Safety

WEIFIELD SAFETY MINUTE: FALLS CAN BE AVOIDED

3.07.22

 

Falls Can Be Avoided (National Safety Council – CDC Tips on Preventing Falls)

It may come as a surprise that the second leading cause of injury-related death is falls. For working adults, depending on the industry, falls can be the leading cause of death.

Construction workers are most at risk for fatal falls from height – more than seven times the rate of other industries – but falls can happen anywhere, even at a “desk job.”

Hazards in the Workplace

In 2019, 880 workers died in falls, and 244,000 were injured badly enough to require days off work.

A worker doesn’t have to fall from a high level to suffer fatal injuries.

Falls are 100% Preventable

Whether working from a ladder, roof, or scaffolding, it’s important to plan, assess the risk and use the right equipment.
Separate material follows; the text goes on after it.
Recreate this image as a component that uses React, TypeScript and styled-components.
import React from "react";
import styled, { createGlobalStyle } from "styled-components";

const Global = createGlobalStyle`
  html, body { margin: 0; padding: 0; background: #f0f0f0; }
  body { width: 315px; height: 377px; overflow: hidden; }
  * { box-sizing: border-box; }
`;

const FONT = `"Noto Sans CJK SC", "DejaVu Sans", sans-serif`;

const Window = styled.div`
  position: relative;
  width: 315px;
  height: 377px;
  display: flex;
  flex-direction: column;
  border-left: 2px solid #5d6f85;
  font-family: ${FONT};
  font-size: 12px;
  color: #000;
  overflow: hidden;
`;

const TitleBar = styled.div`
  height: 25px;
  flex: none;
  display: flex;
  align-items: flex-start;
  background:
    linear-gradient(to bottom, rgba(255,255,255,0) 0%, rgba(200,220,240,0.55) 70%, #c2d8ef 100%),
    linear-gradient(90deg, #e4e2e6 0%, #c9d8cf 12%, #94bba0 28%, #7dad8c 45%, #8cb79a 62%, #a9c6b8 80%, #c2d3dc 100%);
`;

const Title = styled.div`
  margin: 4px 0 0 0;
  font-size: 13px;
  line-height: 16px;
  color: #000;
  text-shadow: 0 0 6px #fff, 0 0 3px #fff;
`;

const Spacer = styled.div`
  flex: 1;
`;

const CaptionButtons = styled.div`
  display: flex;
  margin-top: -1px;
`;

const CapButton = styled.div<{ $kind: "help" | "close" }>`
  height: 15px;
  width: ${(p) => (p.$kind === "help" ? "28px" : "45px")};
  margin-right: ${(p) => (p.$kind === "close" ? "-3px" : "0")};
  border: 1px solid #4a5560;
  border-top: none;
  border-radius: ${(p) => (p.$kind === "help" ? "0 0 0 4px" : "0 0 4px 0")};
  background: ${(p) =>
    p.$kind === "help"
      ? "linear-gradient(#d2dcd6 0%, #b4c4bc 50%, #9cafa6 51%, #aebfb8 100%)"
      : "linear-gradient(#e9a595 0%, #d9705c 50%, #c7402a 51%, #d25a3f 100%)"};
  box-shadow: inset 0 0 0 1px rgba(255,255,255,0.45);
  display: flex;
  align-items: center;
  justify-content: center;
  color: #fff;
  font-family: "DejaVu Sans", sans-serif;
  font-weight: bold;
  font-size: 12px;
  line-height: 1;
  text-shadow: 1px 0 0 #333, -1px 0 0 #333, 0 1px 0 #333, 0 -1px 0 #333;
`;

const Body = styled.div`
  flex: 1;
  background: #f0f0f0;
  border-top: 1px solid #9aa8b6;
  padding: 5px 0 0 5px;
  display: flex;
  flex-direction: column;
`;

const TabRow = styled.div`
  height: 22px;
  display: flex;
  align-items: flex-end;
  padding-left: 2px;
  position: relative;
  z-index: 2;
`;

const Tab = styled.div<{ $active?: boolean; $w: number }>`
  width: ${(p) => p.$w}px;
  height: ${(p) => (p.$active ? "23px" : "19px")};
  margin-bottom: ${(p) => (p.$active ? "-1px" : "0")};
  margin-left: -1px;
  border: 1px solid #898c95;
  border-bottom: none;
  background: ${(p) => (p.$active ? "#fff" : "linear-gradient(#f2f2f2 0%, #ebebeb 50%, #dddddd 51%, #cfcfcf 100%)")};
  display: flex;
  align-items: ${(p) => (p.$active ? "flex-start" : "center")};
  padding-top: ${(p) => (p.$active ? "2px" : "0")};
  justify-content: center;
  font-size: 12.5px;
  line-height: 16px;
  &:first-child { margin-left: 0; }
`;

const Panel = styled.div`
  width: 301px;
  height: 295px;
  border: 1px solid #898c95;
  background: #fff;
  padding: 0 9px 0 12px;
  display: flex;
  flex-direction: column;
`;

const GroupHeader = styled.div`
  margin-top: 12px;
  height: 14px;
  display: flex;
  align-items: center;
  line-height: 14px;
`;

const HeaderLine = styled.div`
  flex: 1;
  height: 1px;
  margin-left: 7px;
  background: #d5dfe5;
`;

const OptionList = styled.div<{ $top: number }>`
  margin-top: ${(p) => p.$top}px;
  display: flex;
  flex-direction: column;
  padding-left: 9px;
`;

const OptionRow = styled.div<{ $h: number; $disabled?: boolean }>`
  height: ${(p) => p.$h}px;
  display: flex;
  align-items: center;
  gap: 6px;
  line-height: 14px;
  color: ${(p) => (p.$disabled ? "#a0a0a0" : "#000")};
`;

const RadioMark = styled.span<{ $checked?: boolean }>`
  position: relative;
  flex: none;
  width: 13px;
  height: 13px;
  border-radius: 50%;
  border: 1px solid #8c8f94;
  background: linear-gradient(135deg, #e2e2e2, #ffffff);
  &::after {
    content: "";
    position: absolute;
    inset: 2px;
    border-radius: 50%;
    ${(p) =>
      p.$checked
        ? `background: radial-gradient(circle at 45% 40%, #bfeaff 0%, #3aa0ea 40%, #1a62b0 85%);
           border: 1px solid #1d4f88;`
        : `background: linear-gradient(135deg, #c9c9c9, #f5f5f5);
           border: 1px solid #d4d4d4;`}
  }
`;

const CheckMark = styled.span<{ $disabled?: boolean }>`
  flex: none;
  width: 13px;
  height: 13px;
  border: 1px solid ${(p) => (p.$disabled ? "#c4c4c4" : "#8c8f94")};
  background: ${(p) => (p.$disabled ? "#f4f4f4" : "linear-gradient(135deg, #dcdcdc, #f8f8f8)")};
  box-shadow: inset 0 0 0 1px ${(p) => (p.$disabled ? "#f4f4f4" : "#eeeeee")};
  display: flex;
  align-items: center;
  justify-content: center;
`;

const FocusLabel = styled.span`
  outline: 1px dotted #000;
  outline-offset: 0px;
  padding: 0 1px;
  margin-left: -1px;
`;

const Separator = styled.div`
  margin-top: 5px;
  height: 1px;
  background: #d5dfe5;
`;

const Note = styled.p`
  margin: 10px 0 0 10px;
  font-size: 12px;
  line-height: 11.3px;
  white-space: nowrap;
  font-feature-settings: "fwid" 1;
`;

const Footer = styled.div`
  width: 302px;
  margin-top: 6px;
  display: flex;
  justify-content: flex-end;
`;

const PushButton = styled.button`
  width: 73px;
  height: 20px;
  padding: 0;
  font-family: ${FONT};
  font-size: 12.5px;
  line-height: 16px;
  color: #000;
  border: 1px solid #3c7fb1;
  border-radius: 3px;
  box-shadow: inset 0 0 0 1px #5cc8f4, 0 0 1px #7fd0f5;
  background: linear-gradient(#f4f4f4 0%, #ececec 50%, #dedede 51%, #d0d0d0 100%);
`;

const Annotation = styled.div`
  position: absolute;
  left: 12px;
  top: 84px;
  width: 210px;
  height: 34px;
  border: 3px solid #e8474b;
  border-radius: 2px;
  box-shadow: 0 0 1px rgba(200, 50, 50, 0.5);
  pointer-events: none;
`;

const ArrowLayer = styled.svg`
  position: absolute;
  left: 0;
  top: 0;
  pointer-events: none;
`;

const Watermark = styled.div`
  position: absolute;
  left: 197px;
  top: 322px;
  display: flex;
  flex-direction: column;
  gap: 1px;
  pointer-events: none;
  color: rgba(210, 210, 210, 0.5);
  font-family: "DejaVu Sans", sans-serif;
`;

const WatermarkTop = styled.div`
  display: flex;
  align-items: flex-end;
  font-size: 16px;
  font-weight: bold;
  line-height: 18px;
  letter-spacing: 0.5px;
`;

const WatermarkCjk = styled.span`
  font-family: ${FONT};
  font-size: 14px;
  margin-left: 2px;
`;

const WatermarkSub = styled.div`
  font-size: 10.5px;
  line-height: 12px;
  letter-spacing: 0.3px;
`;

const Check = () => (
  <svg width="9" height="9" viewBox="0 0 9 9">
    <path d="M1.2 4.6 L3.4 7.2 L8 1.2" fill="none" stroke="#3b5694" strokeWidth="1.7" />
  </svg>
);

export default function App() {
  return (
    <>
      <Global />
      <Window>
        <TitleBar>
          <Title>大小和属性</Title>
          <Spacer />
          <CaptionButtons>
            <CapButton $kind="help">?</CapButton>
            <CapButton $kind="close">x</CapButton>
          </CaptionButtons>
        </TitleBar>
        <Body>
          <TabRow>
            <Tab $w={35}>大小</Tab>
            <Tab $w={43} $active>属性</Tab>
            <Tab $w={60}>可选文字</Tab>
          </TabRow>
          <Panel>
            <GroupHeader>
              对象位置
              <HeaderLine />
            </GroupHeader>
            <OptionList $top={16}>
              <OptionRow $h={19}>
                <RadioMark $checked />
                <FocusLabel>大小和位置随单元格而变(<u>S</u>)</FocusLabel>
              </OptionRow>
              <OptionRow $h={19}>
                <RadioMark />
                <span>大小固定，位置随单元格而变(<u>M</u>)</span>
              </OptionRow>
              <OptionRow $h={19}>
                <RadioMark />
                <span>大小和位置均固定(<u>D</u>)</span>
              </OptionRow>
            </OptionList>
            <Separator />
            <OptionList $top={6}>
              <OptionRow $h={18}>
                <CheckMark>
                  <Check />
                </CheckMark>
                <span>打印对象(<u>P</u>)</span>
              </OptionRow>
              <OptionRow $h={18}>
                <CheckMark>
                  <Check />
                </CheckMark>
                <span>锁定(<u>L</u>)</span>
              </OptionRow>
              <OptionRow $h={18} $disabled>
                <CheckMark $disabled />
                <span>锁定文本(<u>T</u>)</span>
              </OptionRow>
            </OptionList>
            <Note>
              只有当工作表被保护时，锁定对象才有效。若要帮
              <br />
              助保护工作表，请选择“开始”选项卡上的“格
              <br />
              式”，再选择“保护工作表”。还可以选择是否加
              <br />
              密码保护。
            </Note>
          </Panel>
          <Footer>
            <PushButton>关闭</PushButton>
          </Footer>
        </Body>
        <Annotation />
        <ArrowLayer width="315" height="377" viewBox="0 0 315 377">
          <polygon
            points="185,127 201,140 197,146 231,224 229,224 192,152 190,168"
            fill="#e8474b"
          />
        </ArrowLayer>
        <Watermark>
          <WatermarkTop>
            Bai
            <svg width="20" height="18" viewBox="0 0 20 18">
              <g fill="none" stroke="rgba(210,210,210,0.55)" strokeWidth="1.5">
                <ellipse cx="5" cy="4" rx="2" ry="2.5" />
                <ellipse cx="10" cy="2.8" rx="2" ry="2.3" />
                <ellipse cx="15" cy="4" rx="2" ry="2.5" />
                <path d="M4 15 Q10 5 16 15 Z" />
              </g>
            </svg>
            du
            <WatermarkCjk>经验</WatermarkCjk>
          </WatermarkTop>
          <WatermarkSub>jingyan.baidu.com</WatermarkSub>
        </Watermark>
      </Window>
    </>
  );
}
First, determine if working from a height is necessary or if there is another way to do the task safely.

  • Discuss the task with coworkers and determine what safety equipment is needed
  • Make sure you are properly trained on how to use the equipment
  • Scan the work area for potential hazards before starting the job
  • Make sure you have level ground to set up the equipment
  • If working outside, check the weather forecast; never work in inclement weather
  • Use the correct tool for the job, and use it as intended
  • Ensure stepladders have a locking device to hold the front and back open
  • Always keep two hands and one foot, or two feet and one hand on the ladder when ascending or descending the ladder
  • Place a stepladder on a solid surface and never lean it against an unstable surface
  • A straight or extension ladder should be 1 foot away from the surface it rests on for every 4 feet of height and extend at least 3 feet over the top edge
  • Securely fasten straight and extension ladders to an upper support
  • Wear slip-resistant shoes and don’t stand higher than the third rung from the top
  • Don’t lean or reach while on a ladder, and have someone support the bottom
  • Never use old or damaged equipment; check thoroughly before use
  • Keep ladders, walkways, scaffolds, or other work surface clear of foreign debris

Fall Hazards at Home

Are you a weekend warrior or do-it-yourselfer? If you take on home improvement or other weekend projects, it’s important to prepare yourself for physical exertion, especially if you’ve been sedentary through the winter months, and take extra precautions to prevent falls.

Risky projects, like installing siding, gutters, or roofs, are best left to professionals. Saving money isn’t worth risking a debilitating or fatal fall.

At home or at work, many of the same rules apply. When taking on a project:

>  Practice all the ladder safety tips mentioned above

>  Keep the work area clear of hazards and immediately clean up spills

>  Read all instructions and safety precautions on your equipment

>  Don’t wear loose clothing that can get caught in equipment

>  We tend to think we’re always safe on flat ground, but the thousands of injuries each year tell us otherwise.

>  Falls are the #1 cause of death for older adults: fall-proof your home

>  Keep floors and surfaces clear of clutter

>  Keep file cabinets and desk drawers closed

>  Keep electrical and phone cords out of traffic areas

>  Install handrails on stairways

>  Wear sensible footwear

>  Never stand on chairs, tables, or any surface with wheels

>  Properly arrange furniture to create open pathways

>  Maintain good lighting indoors and out

More than 8 million people were treated in emergency rooms for fall-related injuries in 2019. A fall can end in death or disability in a split second, but with a few simple precautions, you’ll be able to stay safe at home and at work!